The year ending 31 March 2010 was characterised by the impacts of the global financial crisis and the slow emergence of the economy out of the crisis during the second half of the year.

The Fuji Xerox Group in Australia experienced 1.6 percent revenue growth against 08/09 during this period. While we failed to meet our stated objective of 5 percent revenue growth, the underlying financial strength of the company and robust annuity revenue streams saw us through a challenging period.

One adverse consequence of the economic climate was an increase in bad debts by over 50 percent, predominantly in our graphic arts and small and medium enterprises (SME) customer bases. However continued careful management of costs ensured favourable product margins and resulted in a significant improvement in profitability.

The gradual increase in the value of the Australian dollar compared to the Japanese yen and United States dollar during the course of the year decreased the inter-company costs of products and therefore assisted product margins.

The group increased its total asset position by 10 percent to $1 billion, reflecting growth in finance receivables, although capital expenditures had been contained in response to prevailing economic conditions. Our robust balance sheet, conservative gearing and strong banking relationships ensured our ability to access the funds needed to continue to grow our business despite the global financial crisis.

With effect from 1 April 2010 we acquired a wide format business that predominantly services the engineering sector. This involved re-acquiring the distribution rights to Fuji Xerox technology previously managed through our dealer, Triangle Corporation. Since the close of the year under review we have also acquired Upstream Print Solutions, expanding our leadership position in the managed print services market.

Total revenues of $792.4 million in 09/10 reflect a solid performance for Fuji Xerox Australia in a tough economic climate. We have maintained our market leadership position in our key market segments.

However the business continues to face significant challenges in maintaining and growing market share in a highly price-sensitive marketplace. Increasing commoditisation of traditional product lines offered to customers, together with larger customers moving to a tendering process, has created a consequent pressure on profit margins.

In response, we are undertaking significant organisational development to support a new vision and mission that will take our business forward. We are learning to better orient ourselves around changing customer needs by innovating new solutions, expanding value propositions and developing appropriate sales and marketing strategies and capabilities.

Revenue from equipment sales declined marginally (2.5 percent) impacted by the worsening economic market conditions, especially in the first half of 09/10. While sales of black and white office units decreased by 14 percent, sales of office colour units increased by 4 percent.
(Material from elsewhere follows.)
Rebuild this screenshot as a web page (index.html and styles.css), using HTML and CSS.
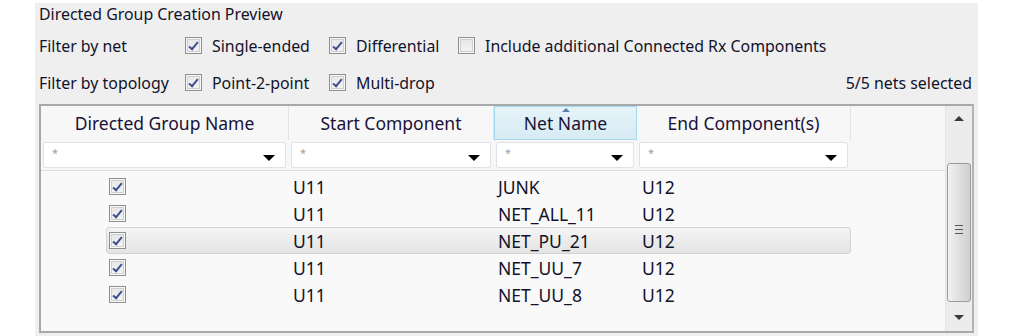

Sales of production colour units increased by 24 percent on the prior year mainly due to the successful launch of the new 700 Digital Color Press, a light production device.

Our equipment sales were supported by the positive impact of the investment allowance, a key government strategy to offset the impacts of the global financial crisis.

Annuity revenues grew by 4.6 percent. This revenue stream is derived from our support services agreements. Its growth reflects the ongoing increase in both units of equipment in the field and in the number of impressions produced on that equipment and the continuing trend to colour. Around 13.6 billion prints were produced on our equipment representing a 0.8 percent increase over the prior year, with production of black and white volumes falling 5 percent year on year and colour prints showing growth of 15 percent. This is a very positive trend for our business as colour printing creates more profitable annuity revenue streams.

Revenues of our Supplies division, impacted by the slower economic conditions fell 1.8 percent, whilst margin improved by 3.6 percent aided by the strengthening of the Australian dollar. The percentage of business transacted through the division's dedicated website increased to 66 percent.

Global Services experienced a modest rate of growth given the prevailing conditions, with services-based revenue increasing by 3.5 percent. This increase was achieved through organic growth despite heavy dependence on financial services customers. In this sector we experienced lower activity on existing contracts and delays in customer decision-making processes, which resulted in less new business than anticipated.